Après une excellente soirée « produits du terroir » entre amis, la nuit avait été un peu agitée: d’abord le téléphone de Chouchou avait double-bipé à 2h46 alors que mon estomac venait juste de consentir à ce que je m’endorme, puis Chouchou lui-même s’était mis à ronfler, m’obligeant à dégainer les boules Quiès. Mais nous nous étions levés tout heureux à la pensée de ce départ tant attendu pour Porto, son ciel sans nuages et ses 12° prévisionnels pendant la semaine à venir. Passer le Nouvel An au Portugal, quelle merveilleuse idée!
Il nous restait une journée pour faire le ménage à fond, histoire de rentrer vendredi dans un appartement nickel et d’attaquer janvier du bon pied. Alors, après un petit-déjeuner de thé et de panettone, nous nous étions mis à l’oeuvre, épongeant la mare d’eau glacée vomie par le congélateur qui n’avait pas été dégivré depuis deux ans au moins, passant plumeau, aspirateur et balai lavant dans toutes les pièces, cuisinant autant de produits frais que possible, examinant le contenu du frigo et jetant les pots de sauce impossible à identifier mais périmée depuis le mois d’avril, multipliant les aller-retour à la cave avec des poubelles pleines.
Bien qu’on soit samedi, l’avenue était très calme. Nous n’attendions ni courrier ni coups de fil; nous nous contentions de nous affairer dans un silence joyeux à ce que nous considérons d’ordinaire comme des corvées mais qui, exceptionnellement, ne nous pesait pas tant que ça. Je repensais au kagami biraki que j’avais passé au dojo de Tamura Sensei, et à l’occasion duquel tous les élèves (dont moi) avaient intégralement briqué l’immense bâtisse perdue dans la campagne – un des rares bons souvenirs que je conserve de mes années d’aikido. Chouchou, lui, pensait… probablement à des trucs de Chouchou qu’il est le seul à pouvoir comprendre (et encore, ce n’est pas sûr).
Sur le feu, un risotto aux asperges absorbait lentement la dernière louche de bouillon, et je sirotais le reste du Riesling quand Chouchou a lancé: « Ah, ça y est ici aussi. » J’ai tourné la tête vers la fenêtre. Les flocons blancs dont nos amis suisses postaient des Instagram depuis le matin étaient arrivés à Bruxelles. « Ca ne va pas tenir », a prédit Chouchou.

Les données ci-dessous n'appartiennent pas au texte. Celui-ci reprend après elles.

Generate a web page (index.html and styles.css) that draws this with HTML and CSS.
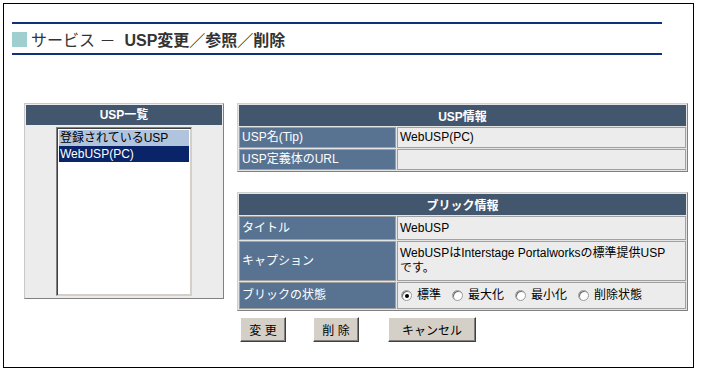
FILE: index.html
```html
<!DOCTYPE html>
<html lang="ja">
<head>
<meta charset="utf-8">
<title>サービス - USP変更／参照／削除</title>
<link rel="stylesheet" href="styles.css">
</head>
<body>
<div class="frame">
  <div class="head">
    <div class="rule"></div>
    <h1 class="title"><span class="mark"></span><span class="t-normal">サービス －</span><span class="t-bold">USP変更／参照／削除</span></h1>
    <div class="rule"></div>
  </div>
  <div class="main">
    <div class="list-panel">
      <div class="panel-head">USP一覧</div>
      <div class="panel-body">
        <div class="listbox">
          <div class="opt opt-group">登録されているUSP</div>
          <div class="opt opt-sel">WebUSP(PC)</div>
        </div>
      </div>
    </div>
    <div class="right">
      <table class="info">
        <colgroup><col class="c-label"><col class="c-value"></colgroup>
        <tr><th colspan="2" class="th">USP情報</th></tr>
        <tr class="r21"><td class="lab">USP名(Tip)</td><td class="val">WebUSP(PC)</td></tr>
        <tr class="r21"><td class="lab">USP定義体のURL</td><td class="val"></td></tr>
      </table>
      <table class="info info2">
        <colgroup><col class="c-label2"><col class="c-value2"></colgroup>
        <tr><th colspan="2" class="th">ブリック情報</th></tr>
        <tr class="r24"><td class="lab">タイトル</td><td class="val">WebUSP</td></tr>
        <tr class="r39"><td class="lab">キャプション</td><td class="val nowrap">WebUSPはInterstage Portalworksの標準提供USP<br>です。</td></tr>
        <tr class="r28"><td class="lab">ブリックの状態</td><td class="val">
          <div class="radios">
            <span class="radio on"></span><span class="rl">標準</span>
            <span class="radio"></span><span class="rl">最大化</span>
            <span class="radio"></span><span class="rl">最小化</span>
            <span class="radio"></span><span class="rl">削除状態</span>
          </div>
        </td></tr>
      </table>
      <div class="buttons">
        <button class="btn b-short">変 更</button>
        <button class="btn b-short b-del">削 除</button>
        <button class="btn b-long">キャンセル</button>
      </div>
    </div>
  </div>
</div>
</body>
</html>
```
FILE: styles.css
```css
* { box-sizing: border-box; }
html, body { margin: 0; padding: 0; background: #fff; }
body {
  font-family: "Liberation Sans", "Noto Sans CJK JP", sans-serif;
  font-size: 12px;
  color: #000;
}
.frame {
  margin: 3px 0 0 3px;
  width: 691px;
  height: 365px;
  border: 1px solid #000;
  padding: 18px 0 0 8px;
}
.rule {
  width: 650px;
  height: 2px;
  background: #0b347a;
}
.title {
  margin: 0;
  height: 29px;
  display: flex;
  align-items: center;
  font-size: 16px;
  font-weight: normal;
  color: #333;
  padding-top: 1px;
}
.mark {
  width: 15px;
  height: 15px;
  background: #9fcfcf;
  margin-right: 4px;
}
.t-normal { margin-right: 9px; }
.t-bold { font-weight: bold; }
.main {
  display: flex;
  gap: 13px;
  margin-top: 48px;
  padding-left: 12px;
}
.list-panel {
  width: 200px;
  height: 196px;
  border: 1px solid;
  border-color: #c8c8c8 #808080 #808080 #c8c8c8;
  background: #ececec;
  padding: 1px;
  display: flex;
  flex-direction: column;
}
.panel-head {
  height: 20px;
  background: #42566e;
  color: #fff;
  font-weight: bold;
  text-align: center;
  line-height: 20px;
}
.panel-body {
  flex: 1;
  display: flex;
  justify-content: center;
  padding-top: 2px;
  padding-bottom: 1px;
}
.listbox {
  width: 136px;
  background: #fff;
  border: 1px solid;
  border-color: #808080 #d4d0c8 #d4d0c8 #808080;
  box-shadow: inset 1px 1px 0 #404040, inset -1px -1px 0 #d4d0c8;
  padding: 2px 2px;
}
.opt {
  height: 16px;
  line-height: 16px;
  padding-left: 1px;
  white-space: nowrap;
}
.opt-group { background: #b0c4de; }
.opt-sel { background: #0a246a; color: #fff; }
.right { width: 451px; }
.info {
  width: 451px;
  table-layout: fixed;
  border-collapse: separate;
  border-spacing: 1px;
  border: 1px solid;
  border-color: #d0d0d0 #808080 #808080 #d0d0d0;
  background: #e4e4e4;
}
.c-label, .c-label2 { width: 157px; }
.info2 { margin-top: 20px; }
.th {
  height: 21px;
  background: #42566e;
  color: #fff;
  font-weight: bold;
  text-align: center;
  padding: 0;
  border: 1px solid #42566e;
}
.info td {
  padding: 0 2px;
  border: 1px solid #a0a0a0;
  vertical-align: middle;
  line-height: 15px;
}
.r21 td { height: 21px; }
.r24 td { height: 24px; }
.r39 td { height: 40px; }
.r28 td { height: 27px; }
.lab { background: #587392; color: #fff; white-space: nowrap; }
.val { background: #ececec; color: #000; }
.nowrap { white-space: nowrap; }
.radios {
  display: flex;
  align-items: center;
  padding-left: 1px;
}
.radio {
  width: 11px;
  height: 11px;
  border-radius: 50%;
  background: #fff;
  border: 1px solid #9a9a9a;
  box-shadow: inset 1px 1px 0 #707070;
  margin-right: 5px;
  display: flex;
  align-items: center;
  justify-content: center;
}
.radio.on::after {
  content: "";
  width: 4px;
  height: 4px;
  border-radius: 50%;
  background: #000;
}
.rl { margin-right: 11px; }
.buttons {
  display: flex;
  margin-top: 6px;
  padding-left: 3px;
}
.btn {
  height: 25px;
  font-family: "Liberation Sans", "Noto Sans CJK JP", sans-serif;
  font-size: 12px;
  color: #000;
  background: #d4d0c8;
  border: 1px solid;
  border-color: #fff #404040 #404040 #fff;
  box-shadow: inset -1px -1px 0 #808080;
  padding: 0;
}
.b-short { width: 46px; }
.b-del { margin-left: 27px; }
.b-long { width: 88px; margin-left: 29px; }
```
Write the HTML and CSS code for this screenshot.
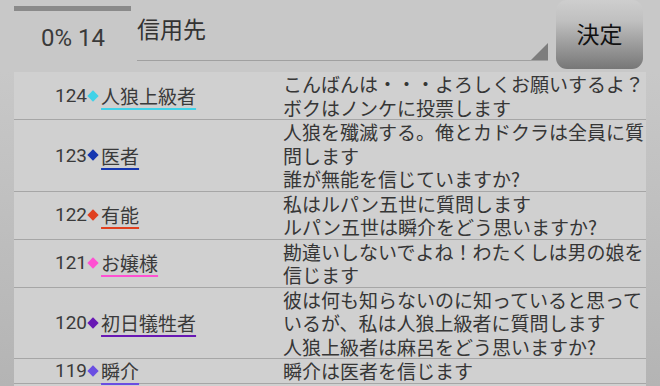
FILE: index.html
```html
<!DOCTYPE html>
<html lang="ja">
<head>
    <meta charset="UTF-8">
    <meta name="viewport" content="width=device-width, initial-scale=1.0">
    <title>信用先</title>
    <link rel="stylesheet" href="styles.css">
</head>
<body>
    <div class="top">
        <div class="count">
            <div class="bar"></div>
            <div class="count-text">0% 14</div>
        </div>
        <div class="target">
            <span class="target-label">信用先</span>
            <svg class="corner" width="17" height="17" viewBox="0 0 17 17">
                <polygon points="17,0 17,17 0,17" fill="#7d7d7d"/>
            </svg>
        </div>
        <button class="decide">決定</button>
    </div>

    <!-- log list -->
    <div class="list-wrap">
        <div class="list">
            <div class="row">
                <div class="who"><span class="num">124</span><span class="dia c-cyan"></span><span class="name u-cyan">人狼上級者</span></div>
                <div class="msg">こんばんは・・・よろしくお願いするよ？<br>ボクはノンケに投票します</div>
            </div>
            <div class="row">
                <div class="who"><span class="num">123</span><span class="dia c-blue"></span><span class="name u-blue">医者</span></div>
                <div class="msg">人狼を殲滅する。俺とカドクラは全員に質問します<br>誰が無能を信じていますか?</div>
            </div>
            <div class="row">
                <div class="who"><span class="num">122</span><span class="dia c-red"></span><span class="name u-red">有能</span></div>
                <div class="msg">私はルパン五世に質問します<br>ルパン五世は瞬介をどう思いますか?</div>
            </div>
            <div class="row">
                <div class="who"><span class="num">121</span><span class="dia c-pink"></span><span class="name u-pink">お嬢様</span></div>
                <div class="msg">勘違いしないでよね！わたくしは男の娘を信じます</div>
            </div>
            <div class="row">
                <div class="who"><span class="num">120</span><span class="dia c-purple"></span><span class="name u-purple">初日犠牲者</span></div>
                <div class="msg">彼は何も知らないのに知っていると思っているが、私は人狼上級者に質問します<br>人狼上級者は麻呂をどう思いますか?</div>
            </div>
            <div class="row">
                <div class="who"><span class="num">119</span><span class="dia c-violet"></span><span class="name u-violet">瞬介</span></div>
                <div class="msg">瞬介は医者を信じます</div>
            </div>
        </div>
    </div>
</body>
</html>
```

FILE: styles.css
```css
html, body {
    height: 100%;
}
body {
    margin: 0;
    background-color: #c8c8c8;
    color: #363636;
    font-family: Roboto, "Noto Sans CJK JP", sans-serif;
    display: flex;
    flex-direction: column;
    overflow: hidden;
}

/* header */
.top {
    display: flex;
    height: 72px;
    flex-shrink: 0;
    padding-right: 17px;
}
.count {
    width: 137px;
    padding-left: 14px;
    box-sizing: border-box;
}
.bar {
    width: 117px;
    height: 5px;
    margin-top: 6px;
    background-color: #8a8a8a;
}
.count-text {
    padding-left: 27px;
    margin-top: 13px;
    font-size: 24px;
    line-height: 28px;
    color: #3a3a3a;
}
.target {
    flex: 1;
    height: 60px;
    display: flex;
    border-bottom: 1px solid #a0a0a0;
}
.target-label {
    flex: 1;
    margin-top: 16px;
    font-size: 23px;
    line-height: 30px;
    color: #333;
}
.corner {
    align-self: flex-end;
}
.decide {
    width: 87px;
    height: 69px;
    margin-left: 8px;
    border: none;
    border-radius: 11px;
    background: linear-gradient(#cecece, #c0c0c0 30%, #777);
    font-family: "Noto Sans CJK JP", sans-serif;
    font-size: 23px;
    color: #111;
    padding: 0 0 4px;
}

/* list */
.list-wrap {
    flex: 1;
    padding: 0 14px;
    background: linear-gradient(#c8c8c8, #b4b4b4);
}
.list {
    background-color: #d0d0d0;
    height: 100%;
}
.row {
    display: grid;
    grid-template-columns: 269px 1fr;
    border-bottom: 1px solid #a6a6a6;
    font-size: 19px;
    line-height: 23.5px;
}
.who {
    display: flex;
    align-items: center;
    padding-left: 41px;
    color: #3a3a3a;
}
.dia {
    width: 8px;
    height: 8px;
    margin: 0 4px 0 2px;
    transform: rotate(45deg);
}
.name {
    font-family: "Noto Sans CJK JP", sans-serif;
    text-decoration: underline;
    text-decoration-thickness: 2px;
    text-underline-offset: 4px;
}
.msg {
    color: #363636;
    font-family: "Noto Sans CJK JP", sans-serif;
}

.c-cyan { background-color: #3fd2e8; }
.c-blue { background-color: #1536b0; }
.c-red { background-color: #e0401f; }
.c-pink { background-color: #ff50d2; }
.c-purple { background-color: #6818b4; }
.c-violet { background-color: #6a4ee2; }

.u-cyan { text-decoration-color: #3fd2e8; }
.u-blue { text-decoration-color: #1536b0; }
.u-red { text-decoration-color: #e0401f; }
.u-pink { text-decoration-color: #ff50d2; }
.u-purple { text-decoration-color: #6818b4; }
.u-violet { text-decoration-color: #6a4ee2; }
```
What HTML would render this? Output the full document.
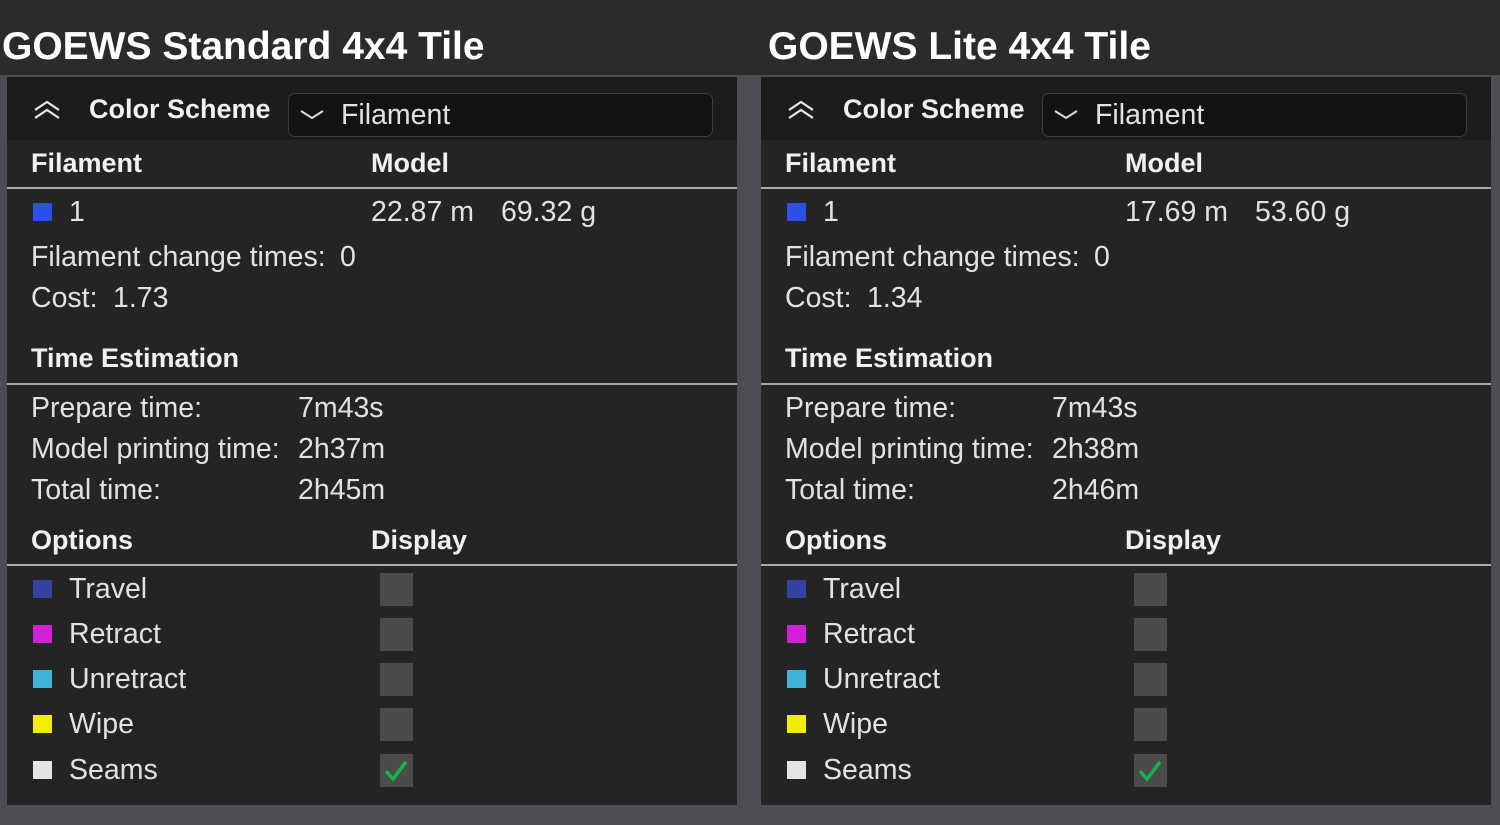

Il se trompait. La neige a continué à tomber tout l’après-midi pendant que je faisais la valise en musique et me récompensais de mes efforts avec un délicieux chocolat chaud, ainsi que quelques chapitres de « The secret of lost things »; elle a continué à tomber pendant que, blottis sur le canapé, nous regardions l’épisode de Noël de « Downton Abbey » en prenant des paris (si les Bates se reproduisent, combien de temps avant que le bébé ne finisse en prison?). A l’heure où j’écris ce billet, elle semble hésiter à se changer en pluie. L’épais manteau d’ouate immaculée sur toute la ville, ce ne sera pas pour cette fois. Mais un de mes deux voeux secrets aura été exaucé: j’aurai eu de la neige pour Noël.
Supposément, je me réveille demain matin dans un Aveyron Blanco par des flocons, un temps idéal pour un aligot. Le monde est bien fait.
Quelle belle et douce journée…
Rien de mieux que le sentiment d'accomplissement après avoir briqué la baraque.